Strangest food I’ve ever eaten: It’s a tie between deep-fried guinea pig in Peru and dried grub worms in Zimbabwe.
I never travel without… a well-stocked first aid kit, which typically includes IV medications and antibiotics. This is due to some learning experiences on my first mission trip.
Me in 12 Words or Less: Student of life. Quiet, observant, and adventurous. Coffee is essential for life.
I was born in Ohio, grew up on a dairy farm in Kentucky, and have lived in quite a few places since then. At 15 I moved with my parents to a ranch in southern Colorado and worked there for three years for my Dad and for a neighbor doing typical ranch work – cows, haying, fencing and just about everything else that needed to be done.
At 18, I randomly decided to move to Texas and train in emergency response at the International ALERT Academy. I received my certifications in search and rescue, rope rescue, firefighting, wilderness first aid, search and recovery SCUBA diving, and several other fields. This is where I realized my calling for public service and pursued it further the following year. I went back in 2014 for my EMT and Paramedic training. After all that I took a paramedic position in Kentucky and worked there for a year, then moved back to Texas and have been here since.
Currently I’m a full-time student and a part-time paramedic. I graduated in February of 2018 with an associates in nursing and am pursuing a BSN degree with a focus on pre-medicine science.
For the past two years, I have been traveling during my breaks for short-term mission trips, part-time contract jobs internationally, and a few more traditional “touristy” trips. The mission trips have been the most fulfilling by far, but I thoroughly enjoy travel in general. I enjoy using my medical skills to help people. Although I get paid to do it at work, that’s not as fulfilling as helping in a remote village where the most basic medical needs are not being met. I have a passion for going where the needs are the greatest, medically speaking, and helping any way possible, whether teaching someone about basic health and nutrition or handing them a small bottle of basic medication that we so often take for granted.
Lee's Perspective on International Ministry:
My first exposure to international missions was when a close friend convinced me to go with him to Chiapas, Mexico for a medical mission trip. While I had an interest in missions before, this trip really opened my eyes to the needs in these places. I was exposed to the fact, over and over, that while we may feel that we are only helping in a small way, it can make a huge impact on someone’s life.
I found it hard to believe that some of these people have almost no access to any sort of modern medicine. And on top of that, they have almost zero exposure to the outside world. Their culture is mostly ancient Catholicism influenced by old Mayan superstitions. This results in a huge distrust and fear of any outside ideology. This intrigued me and started a desire to spend more time helping those who are oppressed by their culture. I want to point them to the freedom that is in Christ and show them that their lives do not need to be dominated by fear – that in Christ Jesus all can have freedom and be loved by an ever-loving, ever-forgiving God, living our lives boldly and courageously.

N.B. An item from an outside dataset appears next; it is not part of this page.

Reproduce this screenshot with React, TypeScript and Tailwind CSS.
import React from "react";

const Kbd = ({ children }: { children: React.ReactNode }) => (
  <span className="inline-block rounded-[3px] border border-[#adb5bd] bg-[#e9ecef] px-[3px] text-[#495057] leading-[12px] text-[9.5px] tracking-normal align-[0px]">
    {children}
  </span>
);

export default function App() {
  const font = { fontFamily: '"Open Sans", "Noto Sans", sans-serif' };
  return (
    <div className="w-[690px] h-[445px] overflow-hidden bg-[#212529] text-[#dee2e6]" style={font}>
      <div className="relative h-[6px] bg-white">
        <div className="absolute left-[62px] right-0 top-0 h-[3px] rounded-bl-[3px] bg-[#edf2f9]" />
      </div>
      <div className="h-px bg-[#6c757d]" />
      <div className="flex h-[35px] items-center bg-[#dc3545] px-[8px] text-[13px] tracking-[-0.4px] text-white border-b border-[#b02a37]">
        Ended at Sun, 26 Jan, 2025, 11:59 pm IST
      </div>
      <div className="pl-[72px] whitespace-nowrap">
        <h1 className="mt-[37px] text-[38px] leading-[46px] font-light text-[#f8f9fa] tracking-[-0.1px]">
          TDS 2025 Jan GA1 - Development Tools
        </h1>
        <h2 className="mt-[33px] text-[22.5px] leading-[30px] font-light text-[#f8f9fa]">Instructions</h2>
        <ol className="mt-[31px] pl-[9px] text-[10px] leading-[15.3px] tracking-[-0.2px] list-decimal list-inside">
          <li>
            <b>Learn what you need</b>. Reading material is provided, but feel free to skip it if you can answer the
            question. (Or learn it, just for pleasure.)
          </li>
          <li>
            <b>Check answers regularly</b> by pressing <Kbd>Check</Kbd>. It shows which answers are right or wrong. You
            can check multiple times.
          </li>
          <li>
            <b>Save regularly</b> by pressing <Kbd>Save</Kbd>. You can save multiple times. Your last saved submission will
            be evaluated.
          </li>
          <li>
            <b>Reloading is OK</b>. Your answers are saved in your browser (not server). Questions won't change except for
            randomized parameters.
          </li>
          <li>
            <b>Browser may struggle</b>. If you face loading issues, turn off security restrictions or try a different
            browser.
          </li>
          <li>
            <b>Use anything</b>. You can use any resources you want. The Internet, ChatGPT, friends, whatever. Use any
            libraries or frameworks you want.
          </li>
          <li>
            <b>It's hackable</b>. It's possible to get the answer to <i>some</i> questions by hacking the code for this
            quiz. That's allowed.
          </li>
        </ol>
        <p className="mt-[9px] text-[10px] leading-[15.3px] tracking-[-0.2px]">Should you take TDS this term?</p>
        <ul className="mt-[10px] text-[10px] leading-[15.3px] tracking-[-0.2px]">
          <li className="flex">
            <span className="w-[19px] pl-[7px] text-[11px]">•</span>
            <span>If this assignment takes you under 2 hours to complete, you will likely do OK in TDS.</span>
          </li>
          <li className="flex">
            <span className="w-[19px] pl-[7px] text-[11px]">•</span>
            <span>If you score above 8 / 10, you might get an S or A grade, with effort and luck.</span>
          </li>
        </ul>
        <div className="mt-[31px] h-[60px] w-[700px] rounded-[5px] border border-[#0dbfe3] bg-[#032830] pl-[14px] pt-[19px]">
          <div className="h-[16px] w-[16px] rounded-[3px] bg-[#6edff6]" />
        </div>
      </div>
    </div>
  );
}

How do you change a culture that has roots hundreds of years deep and so engrained in the culture? I believe that God changes lives and have faith that he will accomplish this. I believe that simply going and loving people, offering simple assistance where needed and always pointing them to Christ can make an impact. We can teach those who will listen and pray for those who are resistant, while selflessly serving the needs of the people.
Since my trip to Chiapas, I have spent time with gypsy children in Romania, Christian churches in India, and orphans in the feeding projects in Zimbabwe. Everywhere I see the fear, hopelessness and superstition that unredeemed culture engrains in people. If I can point one person to the hope and freedom in Christ then my trip has been worth it a thousand times over.